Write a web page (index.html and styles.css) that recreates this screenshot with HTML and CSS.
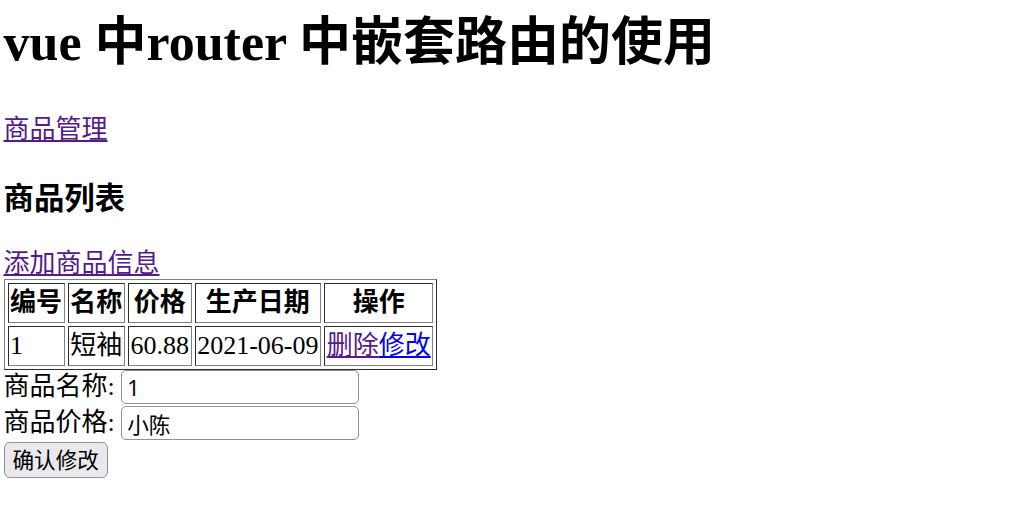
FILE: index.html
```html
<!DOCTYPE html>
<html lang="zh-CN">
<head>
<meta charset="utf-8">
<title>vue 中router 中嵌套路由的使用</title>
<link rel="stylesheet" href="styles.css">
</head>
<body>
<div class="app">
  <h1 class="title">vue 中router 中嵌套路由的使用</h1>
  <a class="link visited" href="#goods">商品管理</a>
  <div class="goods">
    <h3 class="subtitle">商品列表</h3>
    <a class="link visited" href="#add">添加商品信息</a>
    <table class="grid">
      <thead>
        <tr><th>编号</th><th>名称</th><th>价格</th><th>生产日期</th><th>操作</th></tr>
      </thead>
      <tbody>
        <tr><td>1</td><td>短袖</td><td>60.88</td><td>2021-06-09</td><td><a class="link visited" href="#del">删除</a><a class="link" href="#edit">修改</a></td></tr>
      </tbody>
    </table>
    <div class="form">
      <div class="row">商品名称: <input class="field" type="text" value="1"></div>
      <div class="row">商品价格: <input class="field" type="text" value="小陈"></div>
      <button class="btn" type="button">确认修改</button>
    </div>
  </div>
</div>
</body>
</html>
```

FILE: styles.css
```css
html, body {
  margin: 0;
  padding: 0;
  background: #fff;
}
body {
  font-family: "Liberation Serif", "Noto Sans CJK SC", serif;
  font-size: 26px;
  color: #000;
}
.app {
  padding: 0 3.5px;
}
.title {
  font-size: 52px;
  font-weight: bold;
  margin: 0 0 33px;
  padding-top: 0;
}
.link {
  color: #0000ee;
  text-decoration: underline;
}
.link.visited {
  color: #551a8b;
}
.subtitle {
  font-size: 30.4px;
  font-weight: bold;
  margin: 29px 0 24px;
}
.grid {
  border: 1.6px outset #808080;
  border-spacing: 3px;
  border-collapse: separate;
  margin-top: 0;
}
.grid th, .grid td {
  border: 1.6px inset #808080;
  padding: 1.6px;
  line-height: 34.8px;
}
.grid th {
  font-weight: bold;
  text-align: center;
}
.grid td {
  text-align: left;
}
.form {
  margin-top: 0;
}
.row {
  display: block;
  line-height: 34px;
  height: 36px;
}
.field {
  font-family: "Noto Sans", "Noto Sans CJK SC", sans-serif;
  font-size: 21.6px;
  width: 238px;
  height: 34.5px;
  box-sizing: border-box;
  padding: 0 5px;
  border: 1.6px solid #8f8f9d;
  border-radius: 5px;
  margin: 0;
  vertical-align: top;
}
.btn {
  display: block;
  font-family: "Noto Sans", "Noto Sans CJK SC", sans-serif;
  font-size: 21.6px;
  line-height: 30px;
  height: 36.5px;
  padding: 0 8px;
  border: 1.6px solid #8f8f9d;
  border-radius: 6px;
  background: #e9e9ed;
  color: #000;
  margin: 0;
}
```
════════════════
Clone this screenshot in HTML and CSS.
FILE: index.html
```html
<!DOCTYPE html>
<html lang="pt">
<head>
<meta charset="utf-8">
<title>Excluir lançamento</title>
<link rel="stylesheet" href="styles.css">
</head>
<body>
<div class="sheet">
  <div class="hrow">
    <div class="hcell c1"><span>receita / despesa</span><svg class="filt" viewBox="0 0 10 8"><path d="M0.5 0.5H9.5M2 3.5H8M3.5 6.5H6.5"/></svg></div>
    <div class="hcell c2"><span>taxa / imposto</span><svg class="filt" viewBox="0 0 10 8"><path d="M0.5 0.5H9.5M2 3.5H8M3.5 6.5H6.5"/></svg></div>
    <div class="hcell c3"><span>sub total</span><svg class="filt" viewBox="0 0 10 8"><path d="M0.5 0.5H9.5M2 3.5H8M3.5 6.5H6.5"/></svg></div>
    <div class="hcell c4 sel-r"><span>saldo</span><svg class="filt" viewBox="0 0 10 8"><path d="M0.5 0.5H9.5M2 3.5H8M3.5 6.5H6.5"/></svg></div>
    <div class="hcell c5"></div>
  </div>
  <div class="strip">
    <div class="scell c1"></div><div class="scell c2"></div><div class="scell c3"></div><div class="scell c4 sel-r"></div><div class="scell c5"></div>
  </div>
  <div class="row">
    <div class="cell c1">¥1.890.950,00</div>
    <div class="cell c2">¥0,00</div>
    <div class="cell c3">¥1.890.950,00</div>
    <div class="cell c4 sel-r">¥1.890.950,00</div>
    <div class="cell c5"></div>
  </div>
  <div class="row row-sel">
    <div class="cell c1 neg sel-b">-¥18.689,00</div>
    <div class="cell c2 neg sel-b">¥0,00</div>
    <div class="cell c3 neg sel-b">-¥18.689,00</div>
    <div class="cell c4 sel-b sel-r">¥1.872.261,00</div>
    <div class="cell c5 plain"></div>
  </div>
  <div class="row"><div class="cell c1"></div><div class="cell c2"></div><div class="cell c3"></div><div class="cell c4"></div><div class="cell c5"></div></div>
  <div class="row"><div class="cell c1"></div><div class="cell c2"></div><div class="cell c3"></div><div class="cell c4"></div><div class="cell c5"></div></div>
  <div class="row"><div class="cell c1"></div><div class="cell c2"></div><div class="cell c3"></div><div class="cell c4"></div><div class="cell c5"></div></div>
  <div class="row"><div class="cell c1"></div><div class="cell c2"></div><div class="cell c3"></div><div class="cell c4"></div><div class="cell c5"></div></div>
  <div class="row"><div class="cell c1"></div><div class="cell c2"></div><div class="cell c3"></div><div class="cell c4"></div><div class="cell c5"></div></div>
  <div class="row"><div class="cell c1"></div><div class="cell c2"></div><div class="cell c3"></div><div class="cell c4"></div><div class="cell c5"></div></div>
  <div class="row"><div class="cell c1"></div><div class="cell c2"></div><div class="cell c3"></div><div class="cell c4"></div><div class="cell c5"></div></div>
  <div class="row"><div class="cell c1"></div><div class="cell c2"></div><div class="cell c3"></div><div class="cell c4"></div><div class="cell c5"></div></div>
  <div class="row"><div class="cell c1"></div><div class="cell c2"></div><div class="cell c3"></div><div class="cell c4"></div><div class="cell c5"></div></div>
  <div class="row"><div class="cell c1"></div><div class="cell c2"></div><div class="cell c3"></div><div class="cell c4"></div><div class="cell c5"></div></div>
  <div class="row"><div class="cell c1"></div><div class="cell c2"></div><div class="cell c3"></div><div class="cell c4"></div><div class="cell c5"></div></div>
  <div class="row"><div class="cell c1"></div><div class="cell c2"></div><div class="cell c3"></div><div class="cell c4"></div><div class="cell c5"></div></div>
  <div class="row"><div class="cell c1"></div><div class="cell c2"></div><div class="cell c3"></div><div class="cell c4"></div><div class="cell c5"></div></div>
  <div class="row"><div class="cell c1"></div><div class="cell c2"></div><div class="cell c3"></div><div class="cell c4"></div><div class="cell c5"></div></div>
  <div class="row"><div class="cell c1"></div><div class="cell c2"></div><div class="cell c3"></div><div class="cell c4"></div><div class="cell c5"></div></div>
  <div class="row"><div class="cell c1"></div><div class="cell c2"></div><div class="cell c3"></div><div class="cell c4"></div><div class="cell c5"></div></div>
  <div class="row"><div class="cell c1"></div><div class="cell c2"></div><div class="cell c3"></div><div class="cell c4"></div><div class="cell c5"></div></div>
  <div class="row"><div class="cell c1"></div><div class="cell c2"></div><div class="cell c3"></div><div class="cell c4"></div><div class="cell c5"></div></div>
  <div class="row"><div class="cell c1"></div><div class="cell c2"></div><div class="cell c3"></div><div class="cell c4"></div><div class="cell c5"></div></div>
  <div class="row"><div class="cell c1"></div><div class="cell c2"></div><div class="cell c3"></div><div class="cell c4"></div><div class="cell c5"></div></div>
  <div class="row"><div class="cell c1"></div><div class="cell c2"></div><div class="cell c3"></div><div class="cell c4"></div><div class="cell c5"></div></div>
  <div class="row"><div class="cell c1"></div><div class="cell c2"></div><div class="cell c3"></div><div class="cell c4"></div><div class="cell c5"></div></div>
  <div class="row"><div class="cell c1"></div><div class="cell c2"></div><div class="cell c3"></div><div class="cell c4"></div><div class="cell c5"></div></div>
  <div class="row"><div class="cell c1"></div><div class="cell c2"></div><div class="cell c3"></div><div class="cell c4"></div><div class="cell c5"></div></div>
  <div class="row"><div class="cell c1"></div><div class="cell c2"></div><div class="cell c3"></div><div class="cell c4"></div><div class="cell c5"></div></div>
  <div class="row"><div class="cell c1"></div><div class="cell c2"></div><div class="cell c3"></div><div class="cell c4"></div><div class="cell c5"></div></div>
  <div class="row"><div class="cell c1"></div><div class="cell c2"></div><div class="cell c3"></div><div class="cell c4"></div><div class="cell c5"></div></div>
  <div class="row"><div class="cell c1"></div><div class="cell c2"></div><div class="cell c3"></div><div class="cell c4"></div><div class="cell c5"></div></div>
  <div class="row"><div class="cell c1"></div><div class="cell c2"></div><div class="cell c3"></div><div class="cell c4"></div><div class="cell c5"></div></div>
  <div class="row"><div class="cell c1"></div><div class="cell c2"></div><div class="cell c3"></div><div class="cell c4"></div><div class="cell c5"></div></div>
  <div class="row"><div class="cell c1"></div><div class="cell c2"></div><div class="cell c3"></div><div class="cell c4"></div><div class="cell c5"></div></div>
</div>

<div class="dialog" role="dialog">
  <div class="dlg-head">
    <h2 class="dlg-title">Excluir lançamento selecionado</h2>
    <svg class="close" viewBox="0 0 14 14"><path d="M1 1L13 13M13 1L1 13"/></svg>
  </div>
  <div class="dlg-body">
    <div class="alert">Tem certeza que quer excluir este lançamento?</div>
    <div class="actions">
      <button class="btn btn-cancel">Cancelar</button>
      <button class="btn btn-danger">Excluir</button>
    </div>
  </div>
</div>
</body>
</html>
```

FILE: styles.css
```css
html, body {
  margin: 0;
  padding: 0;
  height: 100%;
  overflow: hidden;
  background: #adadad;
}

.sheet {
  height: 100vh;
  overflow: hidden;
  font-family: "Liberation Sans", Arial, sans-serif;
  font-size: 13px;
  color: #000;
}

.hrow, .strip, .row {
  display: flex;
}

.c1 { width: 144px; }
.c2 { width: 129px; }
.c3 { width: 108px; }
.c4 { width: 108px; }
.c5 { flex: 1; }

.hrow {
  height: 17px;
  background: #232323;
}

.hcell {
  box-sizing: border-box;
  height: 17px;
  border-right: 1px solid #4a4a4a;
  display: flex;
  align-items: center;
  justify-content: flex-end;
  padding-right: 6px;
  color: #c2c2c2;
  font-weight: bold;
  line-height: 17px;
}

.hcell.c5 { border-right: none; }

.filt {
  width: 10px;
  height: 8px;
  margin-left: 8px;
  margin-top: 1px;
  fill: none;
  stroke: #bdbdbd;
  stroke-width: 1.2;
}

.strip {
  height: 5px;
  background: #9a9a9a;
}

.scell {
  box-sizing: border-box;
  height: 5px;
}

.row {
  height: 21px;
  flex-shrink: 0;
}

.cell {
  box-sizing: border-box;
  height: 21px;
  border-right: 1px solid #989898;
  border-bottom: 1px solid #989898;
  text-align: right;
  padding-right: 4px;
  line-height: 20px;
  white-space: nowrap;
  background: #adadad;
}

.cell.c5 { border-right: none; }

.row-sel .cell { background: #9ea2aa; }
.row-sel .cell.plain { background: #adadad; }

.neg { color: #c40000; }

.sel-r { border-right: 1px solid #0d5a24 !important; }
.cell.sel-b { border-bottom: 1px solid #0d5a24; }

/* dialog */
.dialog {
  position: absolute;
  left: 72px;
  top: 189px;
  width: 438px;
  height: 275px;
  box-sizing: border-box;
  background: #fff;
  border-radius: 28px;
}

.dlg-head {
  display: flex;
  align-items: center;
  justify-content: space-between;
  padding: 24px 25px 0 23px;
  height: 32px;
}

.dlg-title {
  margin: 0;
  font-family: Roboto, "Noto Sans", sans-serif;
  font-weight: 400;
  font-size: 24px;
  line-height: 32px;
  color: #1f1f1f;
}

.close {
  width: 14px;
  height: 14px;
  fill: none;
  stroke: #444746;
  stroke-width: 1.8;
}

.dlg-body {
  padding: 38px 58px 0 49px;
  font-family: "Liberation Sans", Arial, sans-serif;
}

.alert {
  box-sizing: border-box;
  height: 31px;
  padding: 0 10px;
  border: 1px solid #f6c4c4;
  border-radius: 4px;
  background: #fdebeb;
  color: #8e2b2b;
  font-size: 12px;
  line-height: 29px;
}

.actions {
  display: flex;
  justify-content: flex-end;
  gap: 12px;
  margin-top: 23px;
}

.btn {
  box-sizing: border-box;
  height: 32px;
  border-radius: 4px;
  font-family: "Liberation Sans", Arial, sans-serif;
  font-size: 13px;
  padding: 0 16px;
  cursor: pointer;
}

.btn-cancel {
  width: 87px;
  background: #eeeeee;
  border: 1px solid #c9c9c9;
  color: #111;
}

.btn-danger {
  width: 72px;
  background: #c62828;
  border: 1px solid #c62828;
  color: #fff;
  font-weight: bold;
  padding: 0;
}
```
════════════════
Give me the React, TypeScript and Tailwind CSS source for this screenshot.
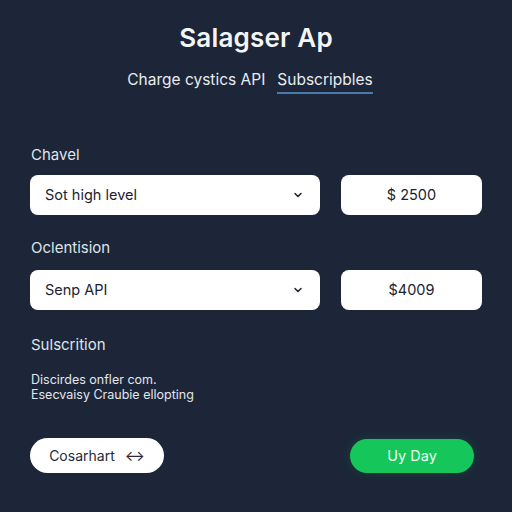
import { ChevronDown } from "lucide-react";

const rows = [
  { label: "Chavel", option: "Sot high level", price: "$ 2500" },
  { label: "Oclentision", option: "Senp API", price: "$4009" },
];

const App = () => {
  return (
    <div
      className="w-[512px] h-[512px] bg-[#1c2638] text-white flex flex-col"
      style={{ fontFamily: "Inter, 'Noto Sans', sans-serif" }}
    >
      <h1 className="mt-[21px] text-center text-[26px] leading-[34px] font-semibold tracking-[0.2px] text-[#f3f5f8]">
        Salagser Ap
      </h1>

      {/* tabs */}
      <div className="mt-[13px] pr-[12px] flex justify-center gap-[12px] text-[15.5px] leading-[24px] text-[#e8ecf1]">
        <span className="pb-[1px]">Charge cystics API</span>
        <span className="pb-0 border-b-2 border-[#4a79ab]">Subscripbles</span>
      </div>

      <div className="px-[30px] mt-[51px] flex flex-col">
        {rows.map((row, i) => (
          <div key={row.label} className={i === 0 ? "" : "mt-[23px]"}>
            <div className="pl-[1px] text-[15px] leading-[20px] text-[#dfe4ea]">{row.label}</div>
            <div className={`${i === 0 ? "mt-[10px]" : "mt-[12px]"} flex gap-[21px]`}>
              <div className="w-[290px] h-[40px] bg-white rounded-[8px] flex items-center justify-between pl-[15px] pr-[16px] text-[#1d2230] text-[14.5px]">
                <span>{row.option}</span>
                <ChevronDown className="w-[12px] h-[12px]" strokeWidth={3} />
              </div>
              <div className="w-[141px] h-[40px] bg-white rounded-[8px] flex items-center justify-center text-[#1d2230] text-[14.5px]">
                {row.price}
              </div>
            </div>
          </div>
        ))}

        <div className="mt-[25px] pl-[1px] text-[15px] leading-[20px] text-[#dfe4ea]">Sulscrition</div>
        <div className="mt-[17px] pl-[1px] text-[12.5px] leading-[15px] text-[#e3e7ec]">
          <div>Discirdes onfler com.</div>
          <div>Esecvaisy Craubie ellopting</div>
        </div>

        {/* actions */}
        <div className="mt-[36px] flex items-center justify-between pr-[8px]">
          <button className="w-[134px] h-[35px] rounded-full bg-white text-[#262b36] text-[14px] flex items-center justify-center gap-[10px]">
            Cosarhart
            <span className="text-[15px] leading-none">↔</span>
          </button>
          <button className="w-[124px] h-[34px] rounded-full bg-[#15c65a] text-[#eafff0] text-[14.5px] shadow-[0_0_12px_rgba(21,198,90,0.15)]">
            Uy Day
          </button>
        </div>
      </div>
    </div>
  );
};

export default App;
════════════════
## Stated problem
Reply with the number of lines in the material above that contain "screenshot", and nothing more.

## Exercise solution
3